### Task statement
Spot each line that carries the word "components"; copy those lines.
================================
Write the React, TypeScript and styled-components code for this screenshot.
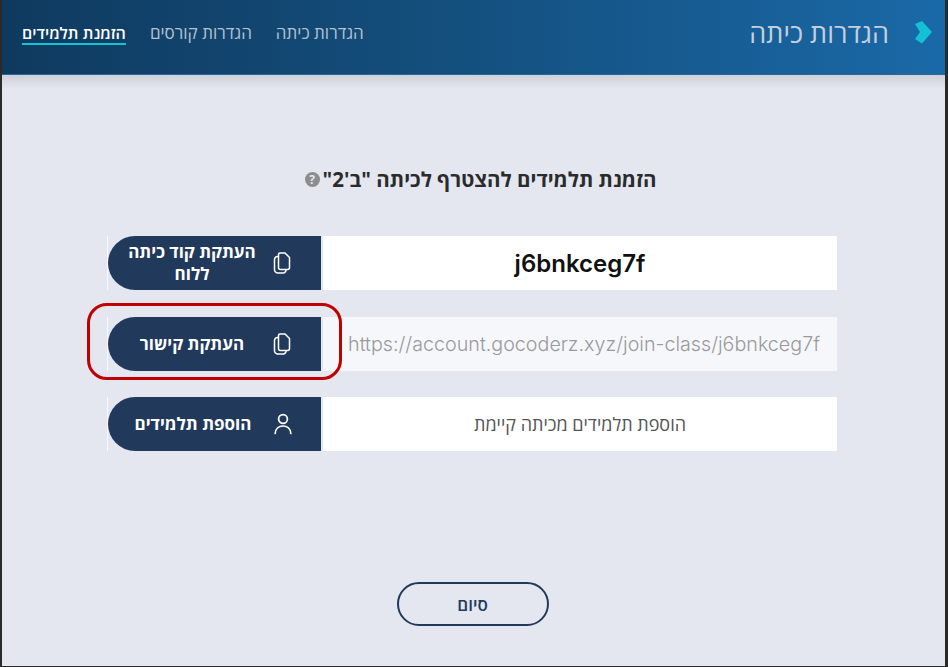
import React from "react";
import styled, { createGlobalStyle } from "styled-components";

const Global = createGlobalStyle`
  html, body { margin: 0; padding: 0; background: #2a2a2a; }
  body { font-family: "Open Sans", "Liberation Sans", sans-serif; }
  * { box-sizing: border-box; }
`;

const Frame = styled.div`
  width: 948px;
  height: 667px;
  padding: 0 3px 1px 2px;
  background: #2a2a2a;
  overflow: hidden;
`;

const Window = styled.div`
  position: relative;
  height: 100%;
  display: flex;
  flex-direction: column;
  background: #e4e7f0;
`;

const Header = styled.header`
  height: 75px;
  flex: none;
  display: flex;
  direction: rtl;
  align-items: center;
  justify-content: space-between;
  padding: 0 13px 0 20px;
  background: linear-gradient(90deg, #0f3a5f 0%, #14507f 50%, #1a69a8 100%);
  border-bottom: 1px solid #1f6aa5;
`;

const TitleGroup = styled.div`
  display: flex;
  align-items: center;
  gap: 26px;
  margin-bottom: 9px;
`;

const Title = styled.h1`
  margin: 0;
  font-size: 27px;
  line-height: 32px;
  font-weight: 400;
  color: #c3cfdc;
`;

const Nav = styled.nav`
  display: flex;
  align-items: center;
  gap: 24px;
  margin-bottom: 6px;
`;

const NavItem = styled.span<{ $active?: boolean }>`
  font-size: ${(p) => (p.$active ? "16px" : "17px")};
  line-height: 20px;
  font-weight: ${(p) => (p.$active ? 600 : 400)};
  color: ${(p) => (p.$active ? "#ffffff" : "#b4c2d1")};
  border-bottom: 2px solid ${(p) => (p.$active ? "#14c3d6" : "transparent")};
`;

const Body = styled.main`
  flex: 1;
  display: flex;
  flex-direction: column;
  align-items: center;
  direction: rtl;
  background: linear-gradient(180deg, #cfd1d6 0, #e4e7f0 14px);
`;

const Heading = styled.h2`
  display: flex;
  align-items: center;
  gap: 3px;
  margin: 92px 0 0 14px;
  height: 24px;
  font-size: 20.5px;
  font-weight: 700;
  color: #2b2b2b;
`;

const Help = styled.span`
  width: 15px;
  height: 15px;
  border-radius: 50%;
  background: #8d8d8d;
  color: #e4e7f0;
  display: flex;
  align-items: center;
  justify-content: center;
  font-size: 12px;
  font-weight: 700;
`;

const Rows = styled.div`
  margin: 45px 3px 0 0;
  display: flex;
  flex-direction: column;
  gap: 26.5px;
  width: 730px;
  direction: ltr;
`;

const Row = styled.div`
  display: flex;
  height: 54px;
  align-items: stretch;
  gap: 2px;
  border-left: 1px solid #f8f9fb;
`;

const Field = styled.div<{ $tone: "code" | "link" | "plain" }>`
  flex: 1;
  display: flex;
  align-items: center;
  justify-content: center;
  padding-left: ${(p) => (p.$tone === "link" ? "8px" : "0")};
  direction: ${(p) => (p.$tone === "plain" ? "rtl" : "ltr")};
  background: ${(p) => (p.$tone === "link" ? "#f6f7fa" : "#ffffff")};
  color: ${(p) => (p.$tone === "code" ? "#111111" : p.$tone === "link" ? "#9a9a9a" : "#555555")};
  font-family: ${(p) => (p.$tone === "plain" ? '"Open Sans", "Liberation Sans", sans-serif' : 'Inter, "Liberation Sans", sans-serif')};
  font-size: ${(p) => (p.$tone === "code" ? "24px" : p.$tone === "link" ? "19.7px" : "18px")};
  font-weight: ${(p) => (p.$tone === "code" ? 600 : p.$tone === "link" ? 300 : 400)};
`;

const ActionButton = styled.button`
  width: 213px;
  flex: none;
  display: flex;
  align-items: center;
  direction: rtl;
  padding: 0 29px 0 4px;
  border: 0;
  border-top-left-radius: 27px;
  border-bottom-left-radius: 27px;
  background: #213a5c;
  color: #ffffff;
  font-family: inherit;
`;

const ButtonLabel = styled.span`
  flex: 1;
  font-size: 17px;
  line-height: 22px;
  font-weight: 700;
  text-align: center;
`;

const Footer = styled.div`
  margin: 131px 2px 0 0;
`;

const Finish = styled.button`
  width: 152px;
  height: 44px;
  border-radius: 22px;
  border: 2px solid #213a5c;
  background: transparent;
  color: #213a5c;
  font-family: inherit;
  font-size: 17px;
  font-weight: 600;
`;

const Callout = styled.div`
  position: absolute;
  left: 85px;
  top: 303px;
  width: 255px;
  height: 77px;
  border: 3.5px solid #c00000;
  border-radius: 20px;
  pointer-events: none;
`;

const Chevron = () => (
  <svg width="17" height="23" viewBox="0 0 17 23" aria-hidden="true">
    <path d="M0 3 L7 0 L17 11 L7 22.5 L0 18 L5 11 Z" fill="#12c2d4" />
  </svg>
);

const CopyIcon = () => (
  <svg width="20" height="22" viewBox="0 0 20 22" fill="none" stroke="#fff" strokeWidth="1.5" aria-hidden="true">
    <path d="M6.5 2.5 a1.5 1.5 0 0 1 1.5 -1.5 h5 l4.5 4.5 v10 a2 2 0 0 1 -2 2 h-7 a2 2 0 0 1 -2 -2 Z" />
    <path d="M6.5 4.5 h-1 a3 3 0 0 0 -3 3 v10 a3.5 3.5 0 0 0 3.5 3.5 h5.5 a3 3 0 0 0 2.5 -3.5" />
  </svg>
);

const UserIcon = () => (
  <svg width="18" height="22" viewBox="0 0 18 22" fill="none" stroke="#fff" strokeWidth="1.7" strokeLinecap="round" aria-hidden="true">
    <circle cx="9" cy="6" r="4.4" />
    <path d="M1.2 20.5 C1.5 15.5 5 13 9 13 S16.5 15.5 16.8 20.5" />
  </svg>
);

export default function App() {
  return (
    <Frame>
      <Global />
      <Window>
        <Header>
          <TitleGroup>
            <Chevron />
            <Title>הגדרות כיתה</Title>
          </TitleGroup>
          <Nav>
            <NavItem>הגדרות כיתה</NavItem>
            <NavItem>הגדרות קורסים</NavItem>
            <NavItem $active>הזמנת תלמידים</NavItem>
          </Nav>
        </Header>
        <Body>
          <Heading>
            <span>הזמנת תלמידים להצטרף לכיתה "ב'2"</span>
            <Help>?</Help>
          </Heading>
          <Rows>
            <Row>
              <ActionButton>
                <CopyIcon />
                <ButtonLabel>העתקת קוד כיתה ללוח</ButtonLabel>
              </ActionButton>
              <Field $tone="code">j6bnkceg7f</Field>
            </Row>
            <Row>
              <ActionButton>
                <CopyIcon />
                <ButtonLabel>העתקת קישור</ButtonLabel>
              </ActionButton>
              <Field $tone="link">https://account.gocoderz.xyz/join-class/j6bnkceg7f</Field>
            </Row>
            <Row>
              <ActionButton>
                <UserIcon />
                <ButtonLabel>הוספת תלמידים</ButtonLabel>
              </ActionButton>
              <Field $tone="plain">הוספת תלמידים מכיתה קיימת</Field>
            </Row>
          </Rows>
          <Footer>
            <Finish>סיום</Finish>
          </Footer>
        </Body>
        <Callout />
      </Window>
    </Frame>
  );
}
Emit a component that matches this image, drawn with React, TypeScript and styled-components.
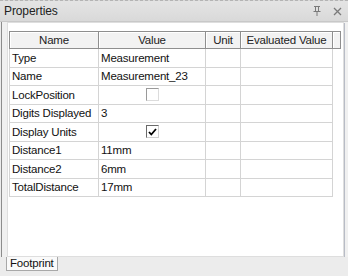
import styled, { createGlobalStyle } from 'styled-components'

const GlobalStyle = createGlobalStyle`
  html, body {
    margin: 0;
    padding: 0;
    background: #ececec;
  }
  body {
    font-family: "Liberation Sans", Arial, sans-serif;
    font-size: 11.5px;
    letter-spacing: -0.2px;
    color: #1a1a1a;
  }
`

interface PropRow {
  name: string
  value?: string
  check?: boolean
}

const rows: PropRow[] = [
  { name: 'Type', value: 'Measurement' },
  { name: 'Name', value: 'Measurement_23' },
  { name: 'LockPosition', check: false },
  { name: 'Digits Displayed', value: '3' },
  { name: 'Display Units', check: true },
  { name: 'Distance1', value: '11mm' },
  { name: 'Distance2', value: '6mm' },
  { name: 'TotalDistance', value: '17mm' },
]

const Panel = styled.div`
  width: 348px;
  height: 276px;
  display: flex;
  flex-direction: column;
  overflow: hidden;
`

const TitleBar = styled.div`
  height: 22px;
  box-sizing: border-box;
  border-top: 1px dashed #b4b4b4;
  border-bottom: 1px solid #c8c8c8;
  background: linear-gradient(#e4e4e4, #d9d9d9);
  display: flex;
  align-items: center;
  padding: 0 6px 0 4px;
  gap: 10px;
`

const Title = styled.span`
  flex: 1;
  font-size: 12px;
  letter-spacing: -0.1px;
  color: #222;
`

const TitleButton = styled.span`
  width: 10px;
  height: 10px;
  display: flex;
  align-items: center;
  justify-content: center;
`

const Frame = styled.div`
  flex: 1;
  margin-left: 1px;
  border-left: 1px solid #8c8c8c;
  background: #f0f0f0;
  padding: 0 4px 0 5px;
  display: flex;
`

const Content = styled.div`
  flex: 1;
  background: #fff;
  border: 1px solid #dedede;
  box-shadow: 1px 1px 0 #b8bcc6;
  padding: 8px 0 0 1px;
`

const Grid = styled.div`
  display: grid;
  grid-template-columns: 90px 107px 35px 92px 8px;
  width: 332px;
`

const HeadCell = styled.div`
  height: 18px;
  box-sizing: border-box;
  background: #f2f2f2;
  border-top: 1px solid #8e8e8e;
  border-bottom: 1px solid #8e8e8e;
  border-right: 1px solid #8e8e8e;
  box-shadow: inset 1px 1px 0 #fff;
  display: flex;
  align-items: center;
  justify-content: center;
  color: #222;
  &:first-child {
    border-left: 1px solid #8e8e8e;
  }
`

const Cell = styled.div<{ $first?: boolean; $center?: boolean }>`
  height: 18.5px;
  box-sizing: border-box;
  border-right: 1px solid #d4d4d4;
  border-bottom: 1px solid #d4d4d4;
  border-left: ${(p) => (p.$first ? '1px solid #d4d4d4' : 'none')};
  display: flex;
  align-items: center;
  justify-content: ${(p) => (p.$center ? 'center' : 'flex-start')};
  padding-left: ${(p) => (p.$center ? '0' : '2px')};
  white-space: nowrap;
  overflow: hidden;
  color: #111;
`

const Spacer = styled.div``

const Check = styled.span<{ $on: boolean }>`
  width: 13px;
  height: 13px;
  box-sizing: border-box;
  background: #fff;
  border: 1px solid;
  border-color: ${(p) => (p.$on ? '#6a6a6a #d0d0d0 #d0d0d0 #6a6a6a' : '#9a9a9a #dcdcdc #dcdcdc #9a9a9a')};
  display: flex;
  align-items: center;
  justify-content: center;
`

const TabBar = styled.div`
  height: 19px;
  background: #ececec;
  padding-left: 6px;
  display: flex;
  align-items: flex-start;
`

const Tab = styled.div`
  height: 13px;
  padding: 0 3px;
  background: #fafafa;
  border: 1px solid #a8a8a8;
  border-top: none;
  font-size: 11.5px;
  line-height: 13px;
  color: #111;
`

const PinIcon = () => (
  <svg width="8" height="10" viewBox="0 0 8 10">
    <path d="M1 0.5h6M2.5 0.5v5M5.5 0.5v5M0.5 5.5h7M4 5.5v4.5" stroke="#7a7a7a" strokeWidth="1" fill="none" />
  </svg>
)

const CloseIcon = () => (
  <svg width="9" height="9" viewBox="0 0 9 9">
    <path d="M1 1l7 7M8 1l-7 7" stroke="#7a7a7a" strokeWidth="1.3" />
  </svg>
)

const Tick = () => (
  <svg width="9" height="8" viewBox="0 0 9 8">
    <path d="M1 4l2.3 2.5L8 1" stroke="#000" strokeWidth="1.8" fill="none" />
  </svg>
)

export default function App() {
  return (
    <>
      <GlobalStyle />
      <Panel>
        <TitleBar>
          <Title>Properties</Title>
          <TitleButton><PinIcon /></TitleButton>
          <TitleButton><CloseIcon /></TitleButton>
        </TitleBar>
        <Frame>
          <Content>
            <Grid>
              <HeadCell>Name</HeadCell>
              <HeadCell>Value</HeadCell>
              <HeadCell>Unit</HeadCell>
              <HeadCell>Evaluated Value</HeadCell>
              <HeadCell />
              {rows.map((r) => (
                <Row key={r.name} row={r} />
              ))}
            </Grid>
          </Content>
        </Frame>
        <TabBar>
          <Tab>Footprint</Tab>
        </TabBar>
      </Panel>
    </>
  )
}

const Row = ({ row }: { row: PropRow }) => (
  <>
    <Cell $first>{row.name}</Cell>
    {row.check === undefined ? (
      <Cell>{row.value}</Cell>
    ) : (
      <Cell $center>
        <Check $on={row.check}>{row.check && <Tick />}</Check>
      </Cell>
    )}
    <Cell />
    <Cell />
    <Spacer />
  </>
)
================================
### Output below
Write the React, TypeScript and styled-components code for this screenshot.
import styled, { createGlobalStyle } from "styled-components";
Emit a component that matches this image, drawn with React, TypeScript and styled-components.
import styled, { createGlobalStyle } from 'styled-components'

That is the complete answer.